Several years back, my wife and I purchased shares in her private company during some acquisition phase. The management has been extremely opaque about financial details and keeping shareholders informed about the company's status. Here's my situation - we received a surprise buyout offer last week from an executive at my wife's former company (she left about two years ago and we moved to a different state). The exec claims our shares are worth exactly what we paid five years ago, which seems suspicious. He's apparently making similar offers to other former employees who own shares. We're not in a rush to sell since holding these shares doesn't hurt us financially, but I suspect this exec is lowballing us and being dishonest about the current value. My specific tax question is: Can I figure out the actual value of our partnership shares based on the K-1 tax forms we've received? We have quite a collection of forms including: Schedule K-1 (Form 1065), Arizona Form 165 Schedule K-1 (NR), California Schedule K-1 (568), Hawaii Schedule K-1 Form N-20, Idaho Schedule K-1 Form 1062, Illinois Schedule K-1-P, Illinois Schedule K-1-P(3), Indiana Schedule IN K-1 form IT-20S/IT-65, Montana Schedule K-1 (PTE), Oregon Schedule OR-K-1, and Utah Schedule K-1 Form TC-65, Sch. K-1 I'm planning to contact our CPA tomorrow, but the exec is pressuring my wife for an answer now, so I wanted to get some insights beforehand. There must be some way to estimate our shares' value from all these forms, but I don't know where to start. Any help would be really appreciated!

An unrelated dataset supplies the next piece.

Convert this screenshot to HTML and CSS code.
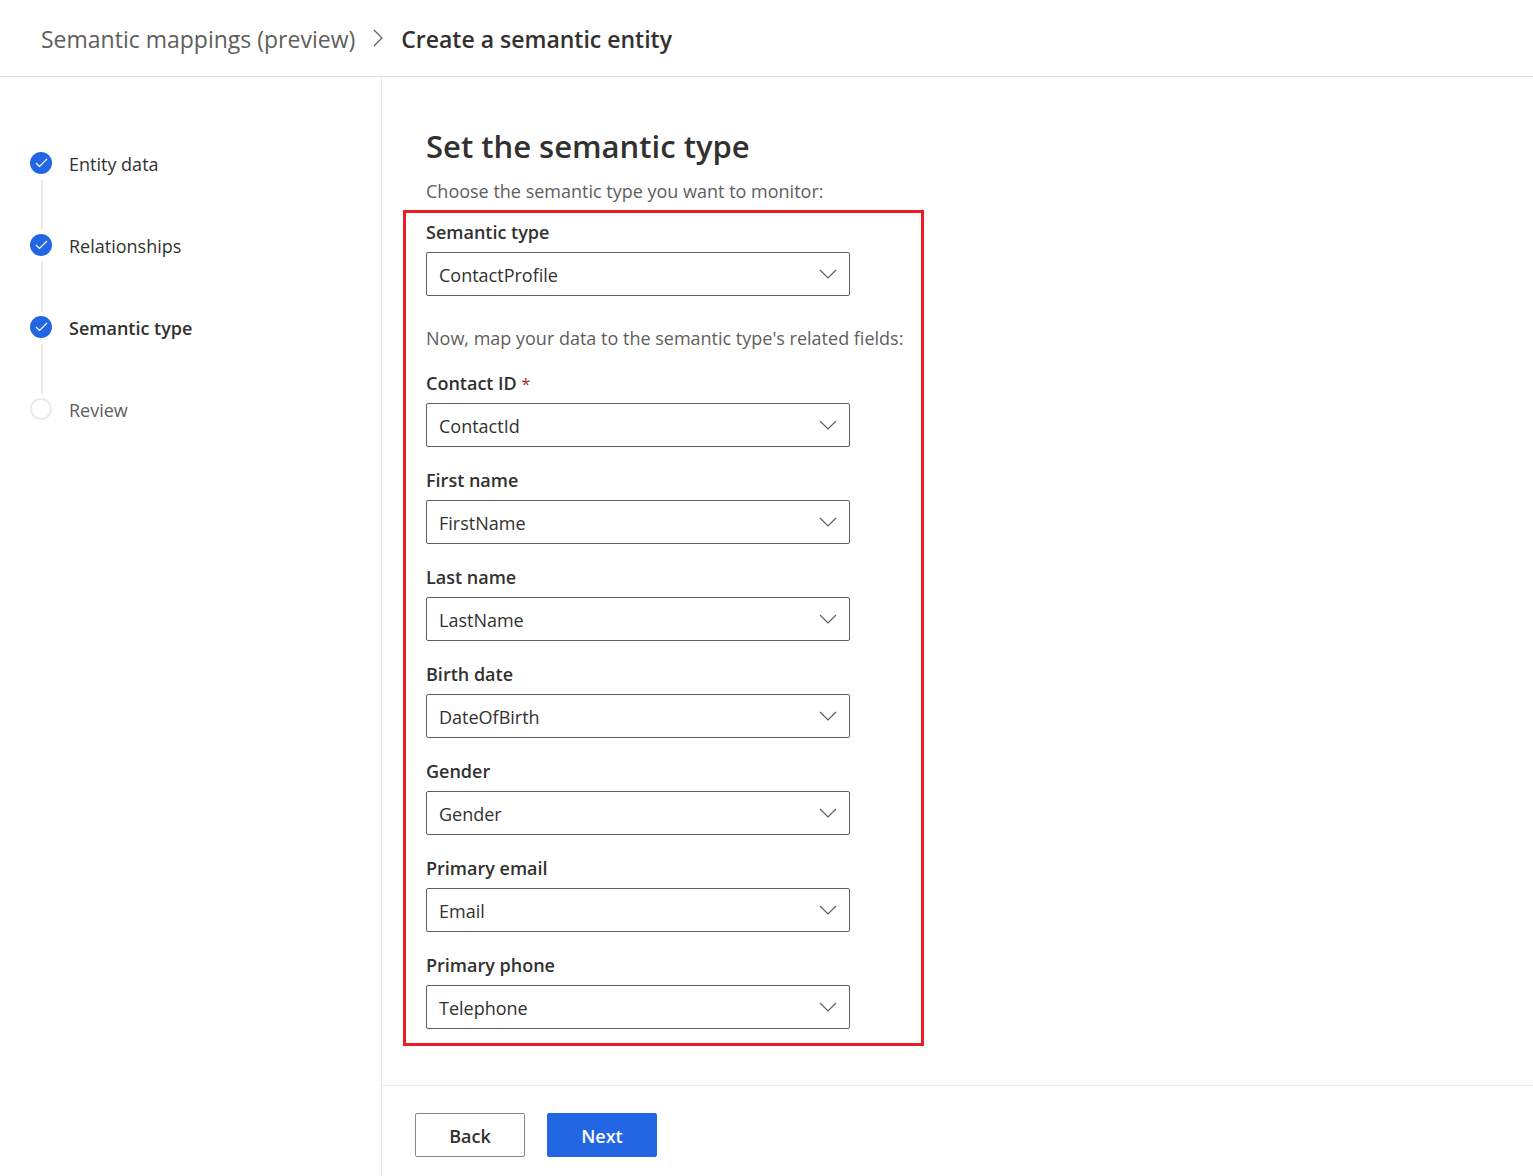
FILE: index.html
```html
<!DOCTYPE html>
<html lang="en">
<head>
<meta charset="utf-8">
<meta name="viewport" content="width=device-width, initial-scale=1">
<title>Create a semantic entity</title>
<link rel="stylesheet" href="styles.css">
</head>
<body>
<svg class="sprite" aria-hidden="true">
  <symbol id="check" viewBox="0 0 22 22"><path d="M6 11l3.5 3.5L17 7" fill="none" stroke="#fff" stroke-width="1.2"/></symbol>
  <symbol id="chevron" viewBox="0 0 18 10"><path d="M1 1l8 8 8-8" fill="none" stroke="#605e5c" stroke-width="1.2"/></symbol>
</svg>
<header class="header">
  <nav class="breadcrumb" aria-label="Breadcrumb">
    <a class="crumb" href="#">Semantic mappings (preview)</a>
    <svg class="crumb-sep" viewBox="0 0 10 18" aria-hidden="true"><path d="M1 1l8 8-8 8" fill="none" stroke="#605e5c" stroke-width="1.2"/></svg>
    <span class="crumb crumb-current" aria-current="page">Create a semantic entity</span>
  </nav>
</header>
<div class="layout">
  <aside class="sidebar">
    <ol class="steps">
      <li class="step"><svg class="marker" aria-hidden="true"><use href="#check"/></svg><span class="step-name">Entity data</span></li>
      <li class="step"><svg class="marker" aria-hidden="true"><use href="#check"/></svg><span class="step-name">Relationships</span></li>
      <li class="step step-current" aria-current="step"><svg class="marker" aria-hidden="true"><use href="#check"/></svg><span class="step-name">Semantic type</span></li>
      <li class="step step-pending"><span class="marker"></span><span class="step-name">Review</span></li>
    </ol>
  </aside>
  <form class="panel">
    <main class="content">
      <h1 class="title">Set the semantic type</h1>
      <p class="hint">Choose the semantic type you want to monitor:</p>
      <div class="mapping">
        <div class="field">
          <label class="label" for="type">Semantic type</label>
          <div class="dropdown"><select id="type"><option>ContactProfile</option></select><svg class="chevron" aria-hidden="true"><use href="#chevron"/></svg></div>
        </div>
        <p class="hint hint-map">Now, map your data to the semantic type's related fields:</p>
        <div class="field">
          <label class="label" for="contact">Contact ID <span class="required">*</span></label>
          <div class="dropdown"><select id="contact" required><option>ContactId</option></select><svg class="chevron" aria-hidden="true"><use href="#chevron"/></svg></div>
        </div>
        <div class="field">
          <label class="label" for="first">First name</label>
          <div class="dropdown"><select id="first"><option>FirstName</option></select><svg class="chevron" aria-hidden="true"><use href="#chevron"/></svg></div>
        </div>
        <div class="field">
          <label class="label" for="last">Last name</label>
          <div class="dropdown"><select id="last"><option>LastName</option></select><svg class="chevron" aria-hidden="true"><use href="#chevron"/></svg></div>
        </div>
        <div class="field">
          <label class="label" for="birth">Birth date</label>
          <div class="dropdown"><select id="birth"><option>DateOfBirth</option></select><svg class="chevron" aria-hidden="true"><use href="#chevron"/></svg></div>
        </div>
        <div class="field">
          <label class="label" for="gender">Gender</label>
          <div class="dropdown"><select id="gender"><option>Gender</option></select><svg class="chevron" aria-hidden="true"><use href="#chevron"/></svg></div>
        </div>
        <div class="field">
          <label class="label" for="email">Primary email</label>
          <div class="dropdown"><select id="email"><option>Email</option></select><svg class="chevron" aria-hidden="true"><use href="#chevron"/></svg></div>
        </div>
        <div class="field">
          <label class="label" for="phone">Primary phone</label>
          <div class="dropdown"><select id="phone"><option>Telephone</option></select><svg class="chevron" aria-hidden="true"><use href="#chevron"/></svg></div>
        </div>
      </div>
    </main>
    <footer class="footer">
      <button class="button" type="button">Back</button>
      <button class="button button-primary" type="button">Next</button>
    </footer>
  </form>
</div>
</body>
</html>
```
FILE: styles.css
```css
* {
  box-sizing: border-box;
}

body {
  display: flex;
  flex-direction: column;
  min-height: 100vh;
  margin: 0;
  background: #fff;
  color: #323130;
  font: 18px/24px "Segoe UI", "Open Sans", "Noto Sans", sans-serif;
}

.sprite {
  position: absolute;
  width: 0;
  height: 0;
}

.header {
  padding: 20px 41px;
  border-bottom: 1px solid #dfdfdf;
}

.breadcrumb {
  display: flex;
  align-items: center;
  gap: 18px;
}

.crumb {
  padding-top: 2px;
  color: #605e5c;
  font-size: 23px;
  line-height: 34px;
  text-decoration: none;
}

.crumb-current {
  color: #323130;
  font-weight: 600;
}

.crumb-sep {
  width: 10px;
  height: 18px;
}

.layout {
  display: flex;
  flex: 1;
}

.sidebar {
  flex: 0 0 382px;
  padding: 75px 30px;
  border-right: 1px solid #eaeaea;
}

.steps {
  display: grid;
  gap: 60px;
  margin: 0;
  padding: 0;
  list-style: none;
}

.step {
  position: relative;
  display: flex;
  align-items: center;
  gap: 17px;
  height: 22px;
}

.step:not(:last-child)::after {
  position: absolute;
  top: 28px;
  left: 11px;
  width: 2px;
  height: 50px;
  background: #eaeaea;
  content: "";
}

.step-name {
  padding-top: 2px;
}

.step-current {
  font-weight: 600;
}

.step-pending {
  color: #605e5c;
}

.marker {
  width: 22px;
  height: 22px;
  border-radius: 50%;
  background: #2266e3;
}

.step-pending .marker {
  border: 2px solid #eaeaea;
  background: #fff;
}

.panel {
  display: flex;
  flex: 1;
  flex-direction: column;
}

.content {
  flex: 1;
  padding: 46px 21px 39px;
}

.title {
  margin: 0 23px 10px;
  font-size: 31px;
  font-weight: 600;
  line-height: 46px;
}

.hint {
  margin: 0 23px;
  color: #605e5c;
}

.mapping {
  display: grid;
  gap: 21px;
  width: fit-content;
  min-width: 521px;
  margin-top: 7px;
  padding: 7px 10px 14px 20px;
  border: 3px solid #ed1c24;
}

.hint-map {
  margin: 9px 0 0;
}

.field {
  display: grid;
  gap: 8px;
  width: 424px;
}

.label {
  font-weight: 600;
}

.required {
  color: #a4262c;
  font-size: 16px;
  font-weight: 400;
  line-height: 1;
}

.dropdown {
  display: grid;
  align-items: center;
}

.dropdown > * {
  grid-area: 1 / 1;
}

.dropdown select {
  width: 100%;
  height: 44px;
  padding: 2px 40px 0 12px;
  border: 1px solid #605e5c;
  border-radius: 2px;
  background: #fff;
  color: #323130;
  font: inherit;
  appearance: none;
}

.chevron {
  justify-self: end;
  width: 18px;
  height: 10px;
  margin-right: 13px;
  pointer-events: none;
}

.footer {
  display: flex;
  gap: 22px;
  padding: 27px 33px 19px;
  border-top: 1px solid #eaeaea;
}

.button {
  width: 110px;
  height: 44px;
  padding: 2px 0 0;
  border: 1px solid #8a8886;
  border-radius: 2px;
  background: #fff;
  color: #323130;
  font: inherit;
  font-weight: 600;
}

.button-primary {
  border-color: #2266e3;
  background: #2266e3;
  color: #fff;
}
```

This thread has been incredibly helpful for understanding partnership valuation from K-1s! I'm in a somewhat similar situation with an LLC where I'm a minority member, and the managing member is trying to buy out several of us at what seems like below-market rates. One additional red flag I'd mention - if this executive is specifically targeting former employees while leaving current employees alone, that suggests current employees might have access to information (like pending contracts, acquisition talks, or expansion plans) that would make them less likely to accept a lowball offer. For your multi-state K-1 analysis, I'd also suggest looking at whether the income allocation percentages have remained consistent across all those jurisdictions. If your percentage of total partnership income has stayed stable while the company expanded into new states, that's another strong indicator that your absolute share value should have grown significantly. The pressure tactics alone are enough reason to slow down and demand proper documentation. I've learned from my own situation that when someone creates artificial urgency around a major financial decision, it's usually because time is working against their interests, not yours. Definitely document everything and don't let them rush you into anything. If they're truly offering fair value, they shouldn't mind waiting for you to do proper due diligence with your CPA and potentially a business appraiser.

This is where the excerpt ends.